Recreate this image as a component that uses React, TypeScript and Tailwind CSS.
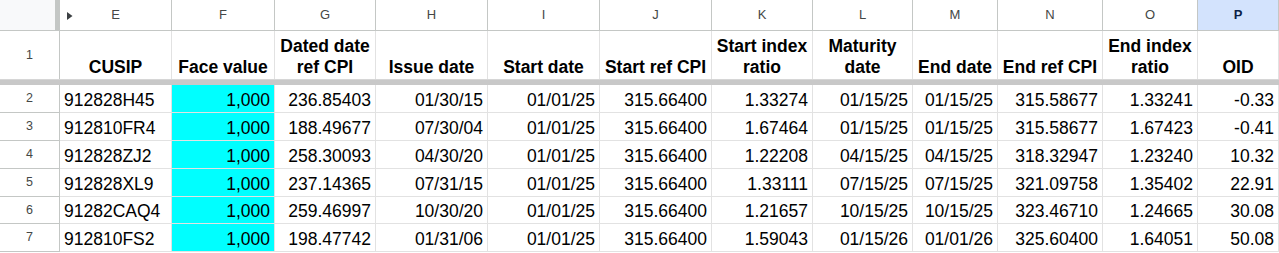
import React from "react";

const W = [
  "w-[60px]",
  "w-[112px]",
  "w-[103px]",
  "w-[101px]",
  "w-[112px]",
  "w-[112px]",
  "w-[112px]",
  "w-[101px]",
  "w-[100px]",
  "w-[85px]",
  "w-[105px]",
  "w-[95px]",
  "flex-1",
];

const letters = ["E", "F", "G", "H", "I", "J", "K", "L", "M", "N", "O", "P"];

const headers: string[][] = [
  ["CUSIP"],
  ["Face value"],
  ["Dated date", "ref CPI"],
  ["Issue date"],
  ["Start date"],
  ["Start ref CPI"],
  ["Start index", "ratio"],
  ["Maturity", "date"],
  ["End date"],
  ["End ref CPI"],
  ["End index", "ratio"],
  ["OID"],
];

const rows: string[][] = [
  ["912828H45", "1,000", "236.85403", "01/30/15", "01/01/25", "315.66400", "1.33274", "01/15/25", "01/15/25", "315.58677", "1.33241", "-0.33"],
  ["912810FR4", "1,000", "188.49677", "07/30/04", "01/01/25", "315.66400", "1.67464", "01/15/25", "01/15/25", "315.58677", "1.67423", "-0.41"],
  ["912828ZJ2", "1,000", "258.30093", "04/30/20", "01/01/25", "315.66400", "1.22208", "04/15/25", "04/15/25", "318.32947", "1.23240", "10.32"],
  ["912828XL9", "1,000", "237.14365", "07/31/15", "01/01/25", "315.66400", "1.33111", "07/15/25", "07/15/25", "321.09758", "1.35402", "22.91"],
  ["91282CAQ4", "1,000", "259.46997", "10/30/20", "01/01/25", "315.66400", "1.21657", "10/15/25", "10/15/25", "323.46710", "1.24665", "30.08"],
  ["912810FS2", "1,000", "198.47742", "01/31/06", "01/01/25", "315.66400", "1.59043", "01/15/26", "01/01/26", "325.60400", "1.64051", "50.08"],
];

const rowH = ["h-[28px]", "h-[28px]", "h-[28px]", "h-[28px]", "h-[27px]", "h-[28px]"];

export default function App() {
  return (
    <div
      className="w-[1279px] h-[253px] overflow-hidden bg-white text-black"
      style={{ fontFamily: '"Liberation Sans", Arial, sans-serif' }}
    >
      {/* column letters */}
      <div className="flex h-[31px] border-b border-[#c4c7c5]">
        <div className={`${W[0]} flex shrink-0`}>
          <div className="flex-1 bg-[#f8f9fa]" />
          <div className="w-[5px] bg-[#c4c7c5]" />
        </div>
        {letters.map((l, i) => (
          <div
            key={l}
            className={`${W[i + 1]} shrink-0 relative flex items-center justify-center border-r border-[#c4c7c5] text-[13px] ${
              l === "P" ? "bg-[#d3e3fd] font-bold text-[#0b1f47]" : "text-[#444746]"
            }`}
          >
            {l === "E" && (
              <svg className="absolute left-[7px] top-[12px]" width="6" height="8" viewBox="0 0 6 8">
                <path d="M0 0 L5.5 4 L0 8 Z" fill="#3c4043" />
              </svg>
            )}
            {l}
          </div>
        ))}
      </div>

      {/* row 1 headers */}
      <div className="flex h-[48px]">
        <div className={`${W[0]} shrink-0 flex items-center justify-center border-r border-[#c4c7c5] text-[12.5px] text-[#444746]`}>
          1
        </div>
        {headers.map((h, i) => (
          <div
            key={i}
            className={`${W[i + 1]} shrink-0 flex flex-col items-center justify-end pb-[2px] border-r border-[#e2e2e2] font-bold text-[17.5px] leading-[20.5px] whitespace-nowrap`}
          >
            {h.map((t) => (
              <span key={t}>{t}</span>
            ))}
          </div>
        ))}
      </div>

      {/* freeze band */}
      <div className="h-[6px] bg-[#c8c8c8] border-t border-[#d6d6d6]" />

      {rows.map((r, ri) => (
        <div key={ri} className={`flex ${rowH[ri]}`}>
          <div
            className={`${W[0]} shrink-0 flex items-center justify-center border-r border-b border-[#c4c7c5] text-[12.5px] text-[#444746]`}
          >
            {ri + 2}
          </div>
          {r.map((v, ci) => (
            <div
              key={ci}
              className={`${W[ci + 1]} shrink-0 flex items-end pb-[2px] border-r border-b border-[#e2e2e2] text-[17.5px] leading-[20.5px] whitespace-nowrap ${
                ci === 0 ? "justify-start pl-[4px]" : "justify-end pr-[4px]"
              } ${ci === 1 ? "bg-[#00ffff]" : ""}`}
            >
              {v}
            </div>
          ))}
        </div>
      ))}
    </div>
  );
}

==*==

Keep the pictures out of the copy and write out the data exactly as it stands.

▶ _THE RESPONSE_:
Recreate this image as a component that uses React, TypeScript and Tailwind CSS.
import React from "react";

const W = [
  "w-[60px]",
  "w-[112px]",
  "w-[103px]",
  "w-[101px]",
  "w-[112px]",
  "w-[112px]",
  "w-[112px]",
  "w-[101px]",
  "w-[100px]",
  "w-[85px]",
  "w-[105px]",
  "w-[95px]",
  "flex-1",
];

const letters = ["E", "F", "G", "H", "I", "J", "K", "L", "M", "N", "O", "P"];

const headers: string[][] = [
  ["CUSIP"],
  ["Face value"],
  ["Dated date", "ref CPI"],
  ["Issue date"],
  ["Start date"],
  ["Start ref CPI"],
  ["Start index", "ratio"],
  ["Maturity", "date"],
  ["End date"],
  ["End ref CPI"],
  ["End index", "ratio"],
  ["OID"],
];

const rows: string[][] = [
  ["912828H45", "1,000", "236.85403", "01/30/15", "01/01/25", "315.66400", "1.33274", "01/15/25", "01/15/25", "315.58677", "1.33241", "-0.33"],
  ["912810FR4", "1,000", "188.49677", "07/30/04", "01/01/25", "315.66400", "1.67464", "01/15/25", "01/15/25", "315.58677", "1.67423", "-0.41"],
  ["912828ZJ2", "1,000", "258.30093", "04/30/20", "01/01/25", "315.66400", "1.22208", "04/15/25", "04/15/25", "318.32947", "1.23240", "10.32"],
  ["912828XL9", "1,000", "237.14365", "07/31/15", "01/01/25", "315.66400", "1.33111", "07/15/25", "07/15/25", "321.09758", "1.35402", "22.91"],
  ["91282CAQ4", "1,000", "259.46997", "10/30/20", "01/01/25", "315.66400", "1.21657", "10/15/25", "10/15/25", "323.46710", "1.24665", "30.08"],
  ["912810FS2", "1,000", "198.47742", "01/31/06", "01/01/25", "315.66400", "1.59043", "01/15/26", "01/01/26", "325.60400", "1.64051", "50.08"],
];

const rowH = ["h-[28px]", "h-[28px]", "h-[28px]", "h-[28px]", "h-[27px]", "h-[28px]"];

export default function App() {
  return (
    <div
      className="w-[1279px] h-[253px] overflow-hidden bg-white text-black"
      style={{ fontFamily: '"Liberation Sans", Arial, sans-serif' }}
    >
      {/* column letters */}
      <div className="flex h-[31px] border-b border-[#c4c7c5]">
        <div className={`${W[0]} flex shrink-0`}>
          <div className="flex-1 bg-[#f8f9fa]" />
          <div className="w-[5px] bg-[#c4c7c5]" />
        </div>
        {letters.map((l, i) => (
          <div
            key={l}
            className={`${W[i + 1]} shrink-0 relative flex items-center justify-center border-r border-[#c4c7c5] text-[13px] ${
              l === "P" ? "bg-[#d3e3fd] font-bold text-[#0b1f47]" : "text-[#444746]"
            }`}
          >
            {l === "E" && (
              <svg className="absolute left-[7px] top-[12px]" width="6" height="8" viewBox="0 0 6 8">
                <path d="M0 0 L5.5 4 L0 8 Z" fill="#3c4043" />
              </svg>
            )}
            {l}
          </div>
        ))}
      </div>

      {/* row 1 headers */}
      <div className="flex h-[48px]">
        <div className={`${W[0]} shrink-0 flex items-center justify-center border-r border-[#c4c7c5] text-[12.5px] text-[#444746]`}>
          1
        </div>
        {headers.map((h, i) => (
          <div
            key={i}
            className={`${W[i + 1]} shrink-0 flex flex-col items-center justify-end pb-[2px] border-r border-[#e2e2e2] font-bold text-[17.5px] leading-[20.5px] whitespace-nowrap`}
          >
            {h.map((t) => (
              <span key={t}>{t}</span>
            ))}
          </div>
        ))}
      </div>

      {/* freeze band */}
      <div className="h-[6px] bg-[#c8c8c8] border-t border-[#d6d6d6]" />

      {rows.map((r, ri) => (
        <div key={ri} className={`flex ${rowH[ri]}`}>
          <div
            className={`${W[0]} shrink-0 flex items-center justify-center border-r border-b border-[#c4c7c5] text-[12.5px] text-[#444746]`}
          >
            {ri + 2}
          </div>
          {r.map((v, ci) => (
            <div
              key={ci}
              className={`${W[ci + 1]} shrink-0 flex items-end pb-[2px] border-r border-b border-[#e2e2e2] text-[17.5px] leading-[20.5px] whitespace-nowrap ${
                ci === 0 ? "justify-start pl-[4px]" : "justify-end pr-[4px]"
              } ${ci === 1 ? "bg-[#00ffff]" : ""}`}
            >
              {v}
            </div>
          ))}
        </div>
      ))}
    </div>
  );
}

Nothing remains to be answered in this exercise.